Wednesday, November 06, 2024

Prophets, Preachers, Teachers

Recently, I came across an online discussion concerning the relationship between prophets, preachers and teachers, as biblically defined. By some verbal sleight of hand, one of the participants had accepted as valid the proposition that preaching is the functional heir to the prophetic gift.

The question naturally followed: since there were female prophets (prophetesses) in both Old and New Testaments, why can’t women be preachers today?

Untested Propositions

I am always cautious about untested propositions, especially when they arise from historical observations rather than prescriptive teaching. It’s far too easy to allow them to guide our thinking about the specifics of church life, when they may have nothing whatsoever to do with the church. Let’s back up for a moment and try to think about how the Bible uses each of the three terms in our post’s title.

The Bible is not a dictionary, which is to say that it is not full of hard and fast definitions by which we can easily pin down its concepts in a neat sentence or two. Even when it appears to define an idea for us (for example, “Faith is the assurance of things hoped for, the conviction of things not seen”), the reader quickly realizes that sometimes a word that appears to be fully defined in one place is used differently by other authors (for example, Jude uses “faith” to describe the content of revelation). This means that we have to arrive at our own definitions (or accept those of others) by looking carefully at the scripture usage of its various terms.

Distinguishing Between Concepts

Let me take a crack at distinguishing these three ideas, though I will not try to do so exhaustively:

Prophecy may be predictive or prescriptive, but the term always describes the content of a message delivered to the speaker directly by God. The message may be familiar (many OT prophets repeated truths already spoken by previous prophets) or brand new, but its timing and wording were entirely of the Holy Spirit. No prophecy was ever produced by the will of man.

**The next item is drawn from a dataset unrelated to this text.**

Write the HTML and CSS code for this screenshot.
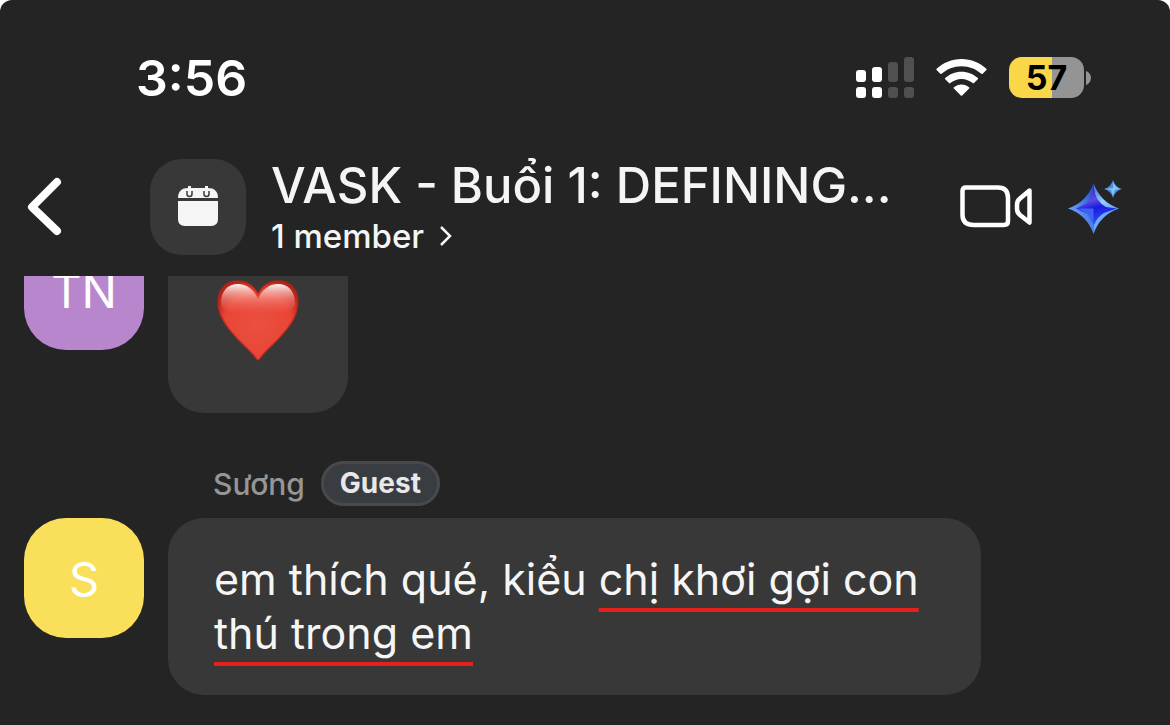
FILE: index.html
```html
<!DOCTYPE html>
<html lang="vi">

<head>
    <meta charset="UTF-8" />
    <meta name="viewport" content="width=device-width, initial-scale=1.0" />
    <title>VASK - Buổi 1</title>
    <link rel="stylesheet" href="styles.css">
</head>

<body>
    <div class="phone">
        <div class="status-bar">
            <span class="time">3:56</span>
            <div class="status-icons">
                <svg class="signal" width="58" height="41" viewBox="0 0 58 41" fill="#fff">
                    <rect x="0" y="13" width="10" height="12" rx="3" />
                    <rect x="16" y="10" width="10" height="15" rx="3" />
                    <rect x="0" y="30" width="10" height="11" rx="3" />
                    <rect x="16" y="30" width="10" height="11" rx="3" />
                    <g fill="#505050">
                        <rect x="32" y="5" width="10" height="20" rx="3" />
                        <rect x="48" y="0" width="10" height="25" rx="3" />
                        <rect x="32" y="30" width="10" height="11" rx="3" />
                        <rect x="48" y="30" width="10" height="11" rx="3" />
                    </g>
                </svg>
                <svg class="wifi" width="51" height="41" viewBox="0 0 51 41" fill="#fff">
                    <path d="M25.5 2C15.800 2 7 5.800 .6 11.800Q0 12.500 .6 13.100L4.300 16.800Q4.900 17.400 5.600 16.800C10.900 12 17.800 9.200 25.500 9.200S40.100 12 45.400 16.800Q46.100 17.400 46.700 16.800L50.400 13.100Q51 12.500 50.400 11.800C44 5.800 35.200 2 25.500 2Z" />
                    <path d="M25.500 14.800C19.200 14.800 13.500 17.200 9.200 21.100Q8.600 21.700 9.200 22.300L13 26.100Q13.600 26.700 14.300 26.100C17.300 23.500 21.200 21.900 25.500 21.900S33.700 23.500 36.700 26.100Q37.400 26.700 38 26.100L41.800 22.300Q42.400 21.700 41.800 21.100C37.500 17.200 31.800 14.800 25.500 14.800Z" />
                    <path d="M25.500 27.500C22.600 27.500 19.900 28.600 17.900 30.300Q17.200 31 17.900 31.600L24.800 38.500Q25.500 39.200 26.200 38.500L33.100 31.600Q33.800 31 33.100 30.300C31.100 28.600 28.400 27.500 25.500 27.500Z" />
                </svg>
                <div class="battery">
                    <span class="battery-level">57</span>
                    <svg width="5" height="14" viewBox="0 0 5 14">
                        <path d="M0 0C3 1 5 4 5 7S3 13 0 14Z" fill="#949494" />
                    </svg>
                </div>
            </div>
        </div>

        <header class="header">
            <button class="icon-button back" aria-label="Back">
                <svg width="36" height="60" viewBox="0 0 36 60" fill="none" stroke="#fff" stroke-width="8" stroke-linecap="round" stroke-linejoin="round">
                    <path d="M31 5L6 30L31 54" />
                </svg>
            </button>
            <div class="group-icon">
                <svg width="42" height="42" viewBox="0 0 42 42">
                    <path d="M1 12C1 5 5 2 11 2H31C37 2 41 5 41 12Z" fill="#f5f5f5" />
                    <path d="M1 15H41V33Q41 40 34 40H8Q1 40 1 33Z" fill="#f5f5f5" />
                    <path d="M12.500 0V5M29.500 0V5" stroke="#f5f5f5" stroke-width="3" />
                    <path d="M10 5V8A2.500 2.500 0 0 0 15 8V5M27 5V8A2.500 2.500 0 0 0 32 8V5" fill="none" stroke="#3a3a3a" stroke-width="1.500" />
                </svg>
            </div>
            <div class="title-block">
                <h1 class="title">VASK - Buổi 1: DEFINING...</h1>
                <a class="members" href="#">1 member
                    <svg width="12" height="20" viewBox="0 0 12 20" fill="none" stroke="#f5f5f5" stroke-width="2.500">
                        <path d="M1 1L10 10L1 19" />
                    </svg>
                </a>
            </div>
            <button class="icon-button" aria-label="Video call">
                <svg width="74" height="44" viewBox="0 0 74 44" fill="none" stroke="#fff" stroke-width="4.500" stroke-linejoin="round">
                    <path d="M6 2.500H38Q48 2.500 48 13V36Q48 40 44 40H14Q2.500 40 2.500 30V6Q2.500 2.500 6 2.500Z" />
                    <path d="M69.500 5.500L60 13.500Q57 16 57 19.500V24Q57 27.500 60 30L69.500 37.500Z" />
                </svg>
            </button>
            <button class="icon-button" aria-label="AI companion">
                <svg width="54" height="54" viewBox="0 0 54 54">
                    <defs>
                        <linearGradient id="left" x1="0" y1="1" x2="1" y2="0">
                            <stop offset="0" stop-color="#8ac2ff" />
                            <stop offset="0.600" stop-color="#4a7ae8" />
                            <stop offset="1" stop-color="#2440c8" />
                        </linearGradient>
                        <linearGradient id="right" x1="0" y1="0" x2="1" y2="1">
                            <stop offset="0" stop-color="#3c60dc" />
                            <stop offset="0.500" stop-color="#98ceff" />
                            <stop offset="1" stop-color="#5c90f8" />
                        </linearGradient>
                        <linearGradient id="core" x1="0.300" y1="0" x2="0.600" y2="1">
                            <stop offset="0" stop-color="#2430c8" />
                            <stop offset="0.350" stop-color="#5a4ae6" />
                            <stop offset="0.550" stop-color="#1a1ae0" />
                            <stop offset="1" stop-color="#2c58f4" />
                        </linearGradient>
                    </defs>
                    <path d="M25.500 3Q19 22 0 28.500Q19 35 25.500 54Z" fill="url(#left)" />
                    <path d="M25.500 3Q32 22 51 28.500L34 32Q26 18 25.500 3Z" fill="url(#right)" />
                    <path d="M25.500 54Q32 35 51 28.500L25.500 28Z" fill="#6ea8ff" />
                    <path d="M25.500 7Q27 21 38 27L49 28.500L36 33Q29 37 26 45L20 34L8 28.500L19 23Q24 16 25.500 7Z" fill="url(#core)" />
                    <path d="M25.500 28.500L10 28.500L20 34L25.500 43Z" fill="#4474f4" fill-opacity="0.800" />
                    <path d="M45 0Q47 7 54 9Q47 11 45 18Q43 11 36 9Q43 7 45 0Z" fill="#4a8cdc" />
                    <path d="M45 2Q47 7 52 9L47 10L45 16L43 10L37 9L45 8Z" fill="#83c4f5" />
                </svg>
            </button>
        </header>

        <main class="chat">
            <div class="message">
                <div class="avatar avatar-purple">TN</div>
                <div class="bubble bubble-emoji">
                    <svg width="82" height="82" viewBox="0 0 82 82" role="img" aria-label="heart">
                        <defs>
                            <radialGradient id="heart" cx="0.500" cy="0.550" r="0.600">
                                <stop offset="0" stop-color="#e9503f" />
                                <stop offset="0.700" stop-color="#ea4536" />
                                <stop offset="1" stop-color="#b52418" />
                            </radialGradient>
                            <linearGradient id="shine" x1="0" y1="0" x2="0" y2="1">
                                <stop offset="0" stop-color="#fff" stop-opacity="0.950" />
                                <stop offset="0.500" stop-color="#f7a59c" stop-opacity="0.500" />
                                <stop offset="1" stop-color="#f26a5c" stop-opacity="0" />
                            </linearGradient>
                        </defs>
                        <path id="heart-shape" d="M41 80Q40 80 38 77C32 69 22 62 12 49C4 39 1 31 1 22C1 9 9 1 21 1C30 1 37 6 41 14C45 6 52 1 61 1C73 1 81 9 81 22C81 31 78 39 70 49C60 62 50 69 44 77Q42 80 41 80Z" fill="url(#heart)" />
                        <use href="#heart-shape" fill="none" stroke="#b22217" stroke-width="2" stroke-opacity="0.500" />
                        <path d="M4 23C4 11 11 4 21 4C30 4 37 10 41 19C45 10 52 4 61 4C71 4 78 11 78 23C78 33 60 34 41 34C22 34 4 33 4 23Z" fill="url(#shine)" />
                    </svg>
                </div>
            </div>

            <div class="sender">
                <span class="sender-name">Sương</span>
                <span class="badge">Guest</span>
            </div>
            <div class="message">
                <div class="avatar avatar-yellow">S</div>
                <p class="bubble">em thích qué, kiểu <u class="marked">chị khơi gợi con</u> <u class="marked">thú trong em</u></p>
            </div>
        </main>
    </div>
</body>

</html>
```
FILE: styles.css
```css
* {
    box-sizing: border-box;
}

body {
    margin: 0;
    background: #fff;
    font-family: Inter, "Liberation Sans", sans-serif;
    color: #f5f5f5;
}

svg {
    display: block;
    flex: none;
}

.phone {
    display: flex;
    flex-direction: column;
    height: 100vh;
    background: #242424;
    border-radius: 12px 12px 0 0;
    overflow: hidden;
}

/* status bar */
.status-bar {
    display: flex;
    align-items: flex-start;
    justify-content: space-between;
    padding: 48px 79px 0 136px;
}

.time {
    color: #fff;
    font-size: 50px;
    font-weight: 600;
    line-height: 60px;
}

.status-icons {
    display: flex;
    align-items: center;
    gap: 22px;
    padding-top: 9px;
}

.battery {
    display: flex;
    align-items: center;
    gap: 2px;
}

.battery-level {
    width: 75px;
    height: 41px;
    border-radius: 13px;
    background: linear-gradient(to right, #fad748 57%, #949494 57%);
    color: #000;
    font-size: 34px;
    font-weight: 700;
    line-height: 42px;
    text-align: center;
}

/* header */
.header {
    display: flex;
    align-items: center;
    padding: 30px 48px 0 26px;
    height: 168px;
    flex: none;
}

.icon-button {
    padding: 0;
    border: 0;
    background: none;
    margin-left: 34px;
}

.icon-button.back {
    margin: 0 88px 0 0;
}

.group-icon {
    display: flex;
    align-items: center;
    justify-content: center;
    flex: none;
    width: 96px;
    height: 96px;
    border-radius: 32px;
    background: #383838;
}

.title-block {
    flex: 1;
    min-width: 0;
    padding-left: 25px;
}

.title {
    margin: 0;
    font-size: 49px;
    font-weight: 500;
    line-height: 58px;
    white-space: nowrap;
}

.members {
    display: flex;
    align-items: center;
    gap: 16px;
    color: inherit;
    font-size: 33px;
    font-weight: 500;
    line-height: 42px;
    text-decoration: none;
}

/* chat */
.chat {
    display: flex;
    flex: 1;
    flex-direction: column;
    justify-content: flex-end;
    min-height: 0;
    padding: 0 189px 30px 24px;
    overflow: hidden;
}

.message {
    display: flex;
    align-items: flex-start;
    flex: none;
    gap: 24px;
}

.avatar {
    flex: none;
    width: 120px;
    height: 120px;
    border-radius: 42px;
    color: #fff;
    font-size: 47px;
    line-height: 122px;
    text-align: center;
}

.avatar-purple {
    background: #b886cc;
}

.avatar-yellow {
    background: #fae05a;
}

.bubble {
    margin: 0;
    padding: 34px 46px 35px;
    border-radius: 36px;
    background: #383838;
    font-size: 43px;
    line-height: 54px;
}

.bubble-emoji {
    padding: 50px 49px 51px;
}

.marked {
    text-decoration: underline 4px #e8201c;
    text-decoration-skip-ink: none;
    text-underline-offset: 13px;
}

.sender {
    display: flex;
    align-items: center;
    flex: none;
    gap: 16px;
    padding: 48px 0 12px 189px;
}

.sender-name {
    color: #969696;
    font-size: 30px;
    font-weight: 500;
    line-height: 36px;
}

.badge {
    padding: 0 16px;
    border: 3px solid #47494c;
    border-radius: 23px;
    background: #393c41;
    color: #e8e8ea;
    font-size: 28px;
    font-weight: 700;
    line-height: 39px;
}
```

Preaching simply refers to the act of proclaiming. The prophets preached. Not all preachers were prophets (some preachers got their message via the written word rather than directly from the Spirit of God), but all prophets were preachers. Because it overlaps with prophecy, preaching may also be either familiar or brand new, but it always requires some practical response from its audience.

Teaching refers to the act of making a concept understandable to its audience, usually in order to produce a certain type of behavior. Scriptural synonyms are “instruct”, “counsel” and “guide”. A teacher may or may not make demands on his audience like a preacher; he may be content with producing correct thinking about an idea, the practical implications of which may be explored later. The teacher’s subject matter usually comes from the written word, but sometimes from the prophetic word communicated to the teacher orally (“teaching them to observe all that I have commanded you”).

So then, there is overlap between the three concepts in that prophets preached and taught teachers to teach, but these are all distinct ideas and not synonyms. Prophecy refers primarily to the way a message was received by the prophet, preaching and teaching to different methods of delivering truth to the world.

Functionally Heirless

Prophecy, preaching and teaching each occurred throughout the Old Testament, often at the same time to the same people. Enoch was an early prophet, Noah an early preacher and Moses an early teacher. Haggai and Zechariah preached the prophetic word in their day. Ezra and his fellow priests taught the law to some of the same Jews simultaneously.

Thus, it is incorrect to refer to the role of either preacher or teacher as the functional heir of the role of prophet. All three things were usually going on at the same time, sometimes by the same people. The Lord Jesus prophesied, proclaimed and taught, as did many of his disciples later, often within the very same discourses.

So then, if neither preaching nor teaching is the heir to the prophetic gift, then using the existence of the occasional prophetess in Old or New Testament as evidence women should be able to preach or teach during meetings of the local church is obviously faulty reasoning, even if we were unaware such activity was expressly forbidden by an apostle.

And truly, how could that be in our enlightened age?